# WRITTEN TASK
Check every line below for the word "TypeScript" and copy the ones that have it.

# A block of data
○ ○ ○ ○

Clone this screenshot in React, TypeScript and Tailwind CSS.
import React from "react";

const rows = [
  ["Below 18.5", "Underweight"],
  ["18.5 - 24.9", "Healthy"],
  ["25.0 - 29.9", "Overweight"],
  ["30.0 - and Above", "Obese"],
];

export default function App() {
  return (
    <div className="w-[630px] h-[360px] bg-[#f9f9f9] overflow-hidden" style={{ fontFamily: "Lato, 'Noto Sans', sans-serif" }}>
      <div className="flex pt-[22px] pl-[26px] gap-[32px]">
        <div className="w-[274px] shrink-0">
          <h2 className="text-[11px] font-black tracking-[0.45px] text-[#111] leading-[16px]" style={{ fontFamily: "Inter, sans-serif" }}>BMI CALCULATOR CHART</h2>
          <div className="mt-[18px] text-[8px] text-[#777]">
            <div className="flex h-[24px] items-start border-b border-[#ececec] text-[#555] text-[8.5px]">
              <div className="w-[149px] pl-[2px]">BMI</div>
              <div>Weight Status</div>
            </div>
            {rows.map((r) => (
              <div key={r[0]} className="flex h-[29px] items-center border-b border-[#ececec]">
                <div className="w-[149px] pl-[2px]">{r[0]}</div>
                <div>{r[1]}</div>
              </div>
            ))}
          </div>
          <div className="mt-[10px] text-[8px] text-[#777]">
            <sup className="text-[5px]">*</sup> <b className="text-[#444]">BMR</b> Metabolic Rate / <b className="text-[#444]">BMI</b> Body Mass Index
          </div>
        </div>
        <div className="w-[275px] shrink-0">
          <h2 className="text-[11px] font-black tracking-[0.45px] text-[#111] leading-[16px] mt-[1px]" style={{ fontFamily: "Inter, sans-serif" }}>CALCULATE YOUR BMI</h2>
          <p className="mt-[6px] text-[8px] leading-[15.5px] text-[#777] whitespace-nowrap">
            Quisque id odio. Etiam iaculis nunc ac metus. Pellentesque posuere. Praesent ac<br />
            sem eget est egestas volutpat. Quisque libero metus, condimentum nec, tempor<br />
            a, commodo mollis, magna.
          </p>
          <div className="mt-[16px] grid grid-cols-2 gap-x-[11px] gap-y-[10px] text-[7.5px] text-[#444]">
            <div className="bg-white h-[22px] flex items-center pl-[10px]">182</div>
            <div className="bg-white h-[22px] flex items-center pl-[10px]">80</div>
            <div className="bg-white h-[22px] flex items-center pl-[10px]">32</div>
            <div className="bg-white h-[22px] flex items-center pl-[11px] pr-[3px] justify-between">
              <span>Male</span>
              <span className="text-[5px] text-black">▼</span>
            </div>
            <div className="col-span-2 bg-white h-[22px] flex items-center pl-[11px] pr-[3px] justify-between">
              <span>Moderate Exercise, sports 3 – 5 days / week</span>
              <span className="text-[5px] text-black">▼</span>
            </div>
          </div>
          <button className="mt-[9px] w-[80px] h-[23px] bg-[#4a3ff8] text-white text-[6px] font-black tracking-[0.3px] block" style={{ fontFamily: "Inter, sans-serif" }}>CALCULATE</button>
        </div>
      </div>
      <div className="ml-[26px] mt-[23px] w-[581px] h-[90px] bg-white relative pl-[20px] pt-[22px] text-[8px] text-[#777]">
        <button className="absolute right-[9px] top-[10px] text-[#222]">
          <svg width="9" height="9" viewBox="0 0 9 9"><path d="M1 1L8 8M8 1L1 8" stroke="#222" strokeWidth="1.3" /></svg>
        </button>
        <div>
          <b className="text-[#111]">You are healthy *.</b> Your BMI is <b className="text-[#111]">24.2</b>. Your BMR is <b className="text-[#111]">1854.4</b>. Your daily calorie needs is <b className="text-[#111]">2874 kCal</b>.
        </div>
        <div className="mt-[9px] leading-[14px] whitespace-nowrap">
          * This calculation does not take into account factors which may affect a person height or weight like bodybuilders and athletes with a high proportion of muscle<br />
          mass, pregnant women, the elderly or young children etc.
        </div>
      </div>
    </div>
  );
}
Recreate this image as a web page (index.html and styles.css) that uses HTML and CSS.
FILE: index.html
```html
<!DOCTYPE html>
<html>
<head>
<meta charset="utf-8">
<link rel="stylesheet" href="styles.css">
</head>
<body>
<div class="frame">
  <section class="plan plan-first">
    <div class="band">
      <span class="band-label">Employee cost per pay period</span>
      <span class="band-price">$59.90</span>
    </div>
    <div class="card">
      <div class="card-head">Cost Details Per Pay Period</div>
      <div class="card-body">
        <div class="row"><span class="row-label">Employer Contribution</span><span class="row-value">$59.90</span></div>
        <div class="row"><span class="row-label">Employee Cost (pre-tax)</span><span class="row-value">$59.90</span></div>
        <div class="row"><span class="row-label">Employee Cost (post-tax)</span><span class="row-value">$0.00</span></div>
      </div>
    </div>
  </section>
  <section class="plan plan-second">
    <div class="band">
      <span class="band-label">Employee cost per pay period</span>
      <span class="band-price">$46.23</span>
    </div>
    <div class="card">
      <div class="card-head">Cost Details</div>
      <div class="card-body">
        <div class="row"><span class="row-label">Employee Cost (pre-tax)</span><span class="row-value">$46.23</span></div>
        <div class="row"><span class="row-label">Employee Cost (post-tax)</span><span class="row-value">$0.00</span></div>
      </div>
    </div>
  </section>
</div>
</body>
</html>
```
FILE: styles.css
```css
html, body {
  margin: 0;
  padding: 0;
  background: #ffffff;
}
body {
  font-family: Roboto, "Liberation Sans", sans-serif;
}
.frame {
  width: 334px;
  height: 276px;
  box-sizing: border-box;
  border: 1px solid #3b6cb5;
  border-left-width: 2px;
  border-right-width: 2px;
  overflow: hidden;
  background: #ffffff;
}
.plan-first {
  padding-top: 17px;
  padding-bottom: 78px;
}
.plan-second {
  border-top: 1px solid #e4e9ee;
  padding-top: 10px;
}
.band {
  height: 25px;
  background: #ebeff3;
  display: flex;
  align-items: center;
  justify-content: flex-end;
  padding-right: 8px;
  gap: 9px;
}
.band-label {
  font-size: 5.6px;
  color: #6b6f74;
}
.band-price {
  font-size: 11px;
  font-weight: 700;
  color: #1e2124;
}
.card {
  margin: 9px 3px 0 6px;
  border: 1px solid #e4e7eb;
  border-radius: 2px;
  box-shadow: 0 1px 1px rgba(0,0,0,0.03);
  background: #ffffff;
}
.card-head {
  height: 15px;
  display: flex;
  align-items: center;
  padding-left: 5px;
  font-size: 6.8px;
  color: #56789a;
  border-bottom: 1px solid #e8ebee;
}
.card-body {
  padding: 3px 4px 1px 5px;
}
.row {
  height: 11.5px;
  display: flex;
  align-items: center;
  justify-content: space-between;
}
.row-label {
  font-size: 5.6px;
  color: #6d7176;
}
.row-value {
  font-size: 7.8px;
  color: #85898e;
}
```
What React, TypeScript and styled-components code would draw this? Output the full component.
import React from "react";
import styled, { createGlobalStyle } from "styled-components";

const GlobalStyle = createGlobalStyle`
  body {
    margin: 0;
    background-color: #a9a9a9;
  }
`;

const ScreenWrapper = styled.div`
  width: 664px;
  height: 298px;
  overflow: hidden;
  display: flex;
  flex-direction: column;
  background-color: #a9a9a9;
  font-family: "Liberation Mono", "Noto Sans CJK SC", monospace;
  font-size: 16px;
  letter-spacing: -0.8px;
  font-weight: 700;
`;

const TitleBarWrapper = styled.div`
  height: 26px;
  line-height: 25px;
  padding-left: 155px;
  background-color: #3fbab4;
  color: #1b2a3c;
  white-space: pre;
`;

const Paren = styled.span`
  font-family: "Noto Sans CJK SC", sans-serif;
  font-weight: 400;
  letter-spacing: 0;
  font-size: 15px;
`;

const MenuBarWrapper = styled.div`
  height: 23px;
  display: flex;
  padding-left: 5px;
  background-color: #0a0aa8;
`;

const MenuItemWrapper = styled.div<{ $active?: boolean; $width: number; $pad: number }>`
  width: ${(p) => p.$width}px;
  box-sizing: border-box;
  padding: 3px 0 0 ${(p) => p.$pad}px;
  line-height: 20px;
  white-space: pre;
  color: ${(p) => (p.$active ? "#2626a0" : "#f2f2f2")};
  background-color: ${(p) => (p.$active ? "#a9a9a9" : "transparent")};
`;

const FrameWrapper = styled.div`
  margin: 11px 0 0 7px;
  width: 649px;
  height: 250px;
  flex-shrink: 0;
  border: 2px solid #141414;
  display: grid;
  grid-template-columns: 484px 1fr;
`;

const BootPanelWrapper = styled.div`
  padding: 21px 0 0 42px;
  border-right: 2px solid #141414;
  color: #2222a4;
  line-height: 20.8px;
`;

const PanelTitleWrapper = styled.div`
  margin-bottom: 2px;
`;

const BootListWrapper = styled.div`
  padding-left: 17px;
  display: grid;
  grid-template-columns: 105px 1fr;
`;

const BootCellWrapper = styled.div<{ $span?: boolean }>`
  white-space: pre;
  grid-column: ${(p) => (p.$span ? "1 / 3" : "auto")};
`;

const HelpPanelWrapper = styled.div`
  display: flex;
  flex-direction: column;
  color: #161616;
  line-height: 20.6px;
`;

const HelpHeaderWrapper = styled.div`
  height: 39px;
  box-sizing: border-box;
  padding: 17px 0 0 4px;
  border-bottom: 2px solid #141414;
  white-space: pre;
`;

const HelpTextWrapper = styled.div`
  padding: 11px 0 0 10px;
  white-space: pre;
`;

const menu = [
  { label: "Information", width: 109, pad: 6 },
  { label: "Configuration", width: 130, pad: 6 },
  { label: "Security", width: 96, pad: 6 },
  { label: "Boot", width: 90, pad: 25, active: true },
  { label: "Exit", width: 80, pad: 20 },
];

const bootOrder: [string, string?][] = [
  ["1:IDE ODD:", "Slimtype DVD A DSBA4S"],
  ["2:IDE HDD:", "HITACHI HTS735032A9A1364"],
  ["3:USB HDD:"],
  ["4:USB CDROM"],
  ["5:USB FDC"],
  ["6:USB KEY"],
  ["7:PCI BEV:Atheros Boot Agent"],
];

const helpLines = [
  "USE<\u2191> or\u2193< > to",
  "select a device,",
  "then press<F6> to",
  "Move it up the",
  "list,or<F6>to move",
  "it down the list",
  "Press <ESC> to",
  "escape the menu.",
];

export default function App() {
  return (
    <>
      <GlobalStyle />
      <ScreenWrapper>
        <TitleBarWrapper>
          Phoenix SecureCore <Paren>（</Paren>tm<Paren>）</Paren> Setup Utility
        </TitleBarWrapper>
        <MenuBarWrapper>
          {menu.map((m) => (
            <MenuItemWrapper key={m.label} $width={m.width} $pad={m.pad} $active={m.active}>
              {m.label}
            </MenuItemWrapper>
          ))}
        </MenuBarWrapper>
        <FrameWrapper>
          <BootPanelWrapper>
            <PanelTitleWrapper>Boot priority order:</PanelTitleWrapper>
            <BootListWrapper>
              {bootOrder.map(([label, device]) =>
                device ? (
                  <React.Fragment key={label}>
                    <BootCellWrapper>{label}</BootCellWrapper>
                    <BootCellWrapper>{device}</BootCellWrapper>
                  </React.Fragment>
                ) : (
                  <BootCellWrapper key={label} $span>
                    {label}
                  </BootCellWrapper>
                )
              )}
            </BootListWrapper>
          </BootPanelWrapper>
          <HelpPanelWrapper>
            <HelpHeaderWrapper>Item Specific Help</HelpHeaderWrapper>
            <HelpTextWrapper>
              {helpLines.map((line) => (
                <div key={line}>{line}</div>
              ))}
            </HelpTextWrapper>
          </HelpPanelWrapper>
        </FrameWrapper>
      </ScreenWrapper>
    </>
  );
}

○ ○ ○ ○

# WRITTEN SOLUTION
Clone this screenshot in React, TypeScript and Tailwind CSS.
What React, TypeScript and styled-components code would draw this? Output the full component.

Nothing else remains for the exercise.